Durante mais de 2000 anos, não houve qualquer avanço na resolução destes problemas, ou seja, não apareceu nenhuma resolução dos problemas que estavam em aberto. Mas no fim do século XVIII, um adolescente alemão fez o primeiro avanço nesta área ao mostrar como construir um polígono regular com 17 lados usando somente régua não graduada e compasso. Um feito espantoso, sem dúvida, mas convém saber que o adolescente em questão era Gauss, que tinha então apenas 19 anos. Cinco anos mais tarde, Gauss publicou o seu livro Pesquisas Aritméticas, onde explica quais são os polígonos regulares que se podem construir com régua não graduada e compasso e quais são os que não se podem (por exemplo, os polígonos regulares com 7 ou com 9 lados não podem ser construídos somente com essas ferramentas). Infelizmente, só publicou a demonstração no caso em que a construção é possível, mas não no outro.


A primeira demonstração de que certos problemas geométricos não podem ser resolvidos somente a régua não graduada e compasso só foi publicada em 1837, pelo matemático francês Pierre Wantzel, que provou que os problemas da duplicação do cubo e da trissecção do ângulo não têm solução, para além de ter aberto o caminho para se provar o mesmo para o problema da quadratura do círculo, o que acabaria por ser feito pelo matemático alemão Ferdinand von Lindemann em 1882.


E agora uma pergunta: dos problemas geométricos que os antigos gregos não conseguiram resolver, qual foi o último a ser resolvido? E quando é que foi resolvido? Começando pela última pergunta: em 1997!


Vejamos qual é o problema em questão. É um problema estudado por Ptolomeu no século II da nossa era e consiste no seguinte (veja-se a figura abaixo): Dados dois pontos A e B do interior de um círculo limitado por um espelho circular, determinar os pontos P do espelho tais que um raio luminoso emitido de A após ser reflectido em P passa por B. No caso da figura abaixo, o problema tem quatro soluções, das quais duas podem ser vistas na figura.


Apesar de ter sido estudado em primeiro lugar por Ptolomeu, o problema é conhecido por problema de Alhazen, que é o nome latinizado do cientista árabe Abu al-Haytham, que viveu por volta do ano 1000 e que também estudou este problema (e outros semelhantes), tendo-o resolvido por meio de instersecção de cónicas.
 



O problema de Alhazen começou a ser estudado na Europa Ocidental nas primeiras décadas do século XVII (por Isaac Barrow em Inglaterra e por René de Sluze na Holanda). Uma solução do problema, que se encontra ilustrada na figura abaixo, consiste em determinar a intersecção da circunferência dada com uma determinada hipérbole.


 
Como se pode ver, neste caso concreto há quatro pontos de intersecção e, portanto quatro soluções. Há sempre duas a quatro soluções.
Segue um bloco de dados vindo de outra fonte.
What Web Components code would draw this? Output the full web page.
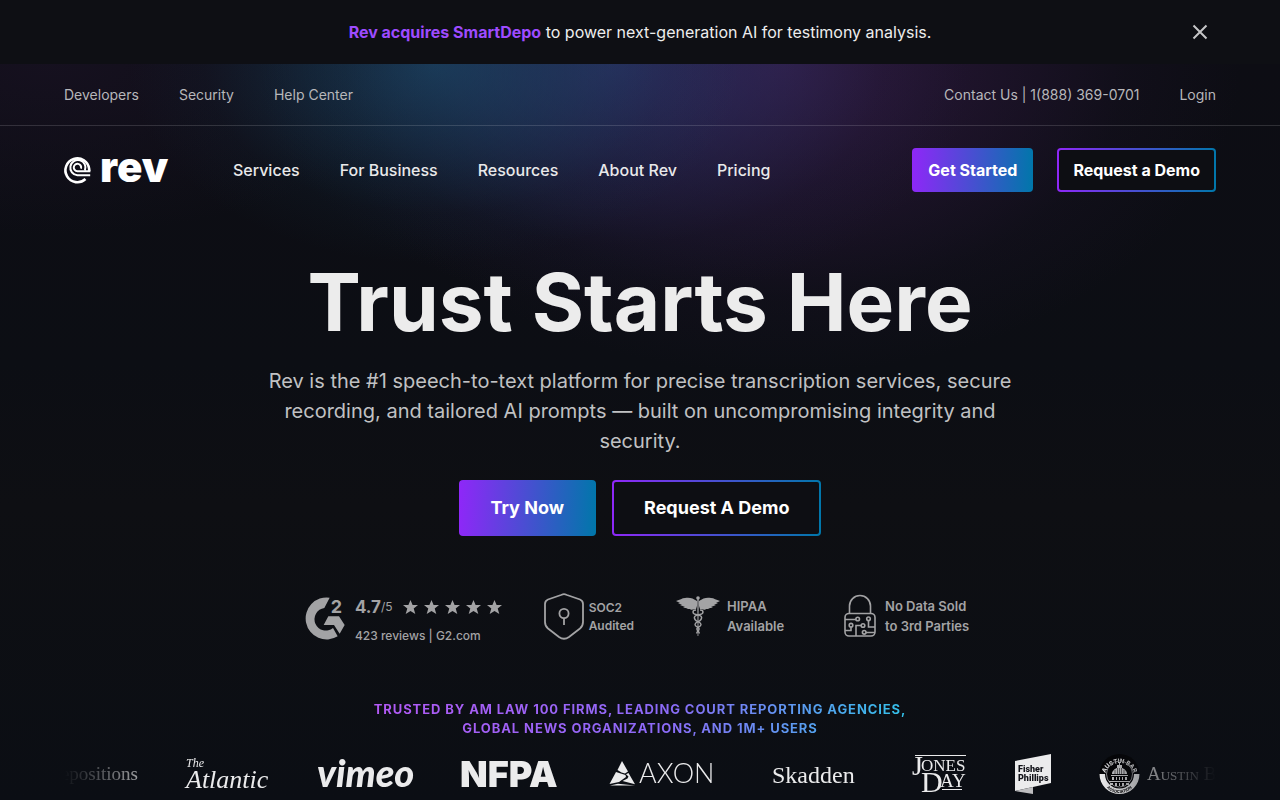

Mas será que o problema pode ser resolvido só com régua não graduada e compasso? Não, não pode. Foi o que provou o matemático britânico Peter M. Neumann em 1997, num artigo chamado Reflexões sobre a reflexão num espelho esférico. Ao comentar este resultado, o autor revelou um notável sentido de humor ao declarar: «É um problema de Matemática pura e, lastimo dizê-lo, não tem qualquer aplicação prática tal como, por exemplo, na criação de novos tipos de lâmpadas e muito menos na determinação de quantas pessoas são necessárias para trocar uma.»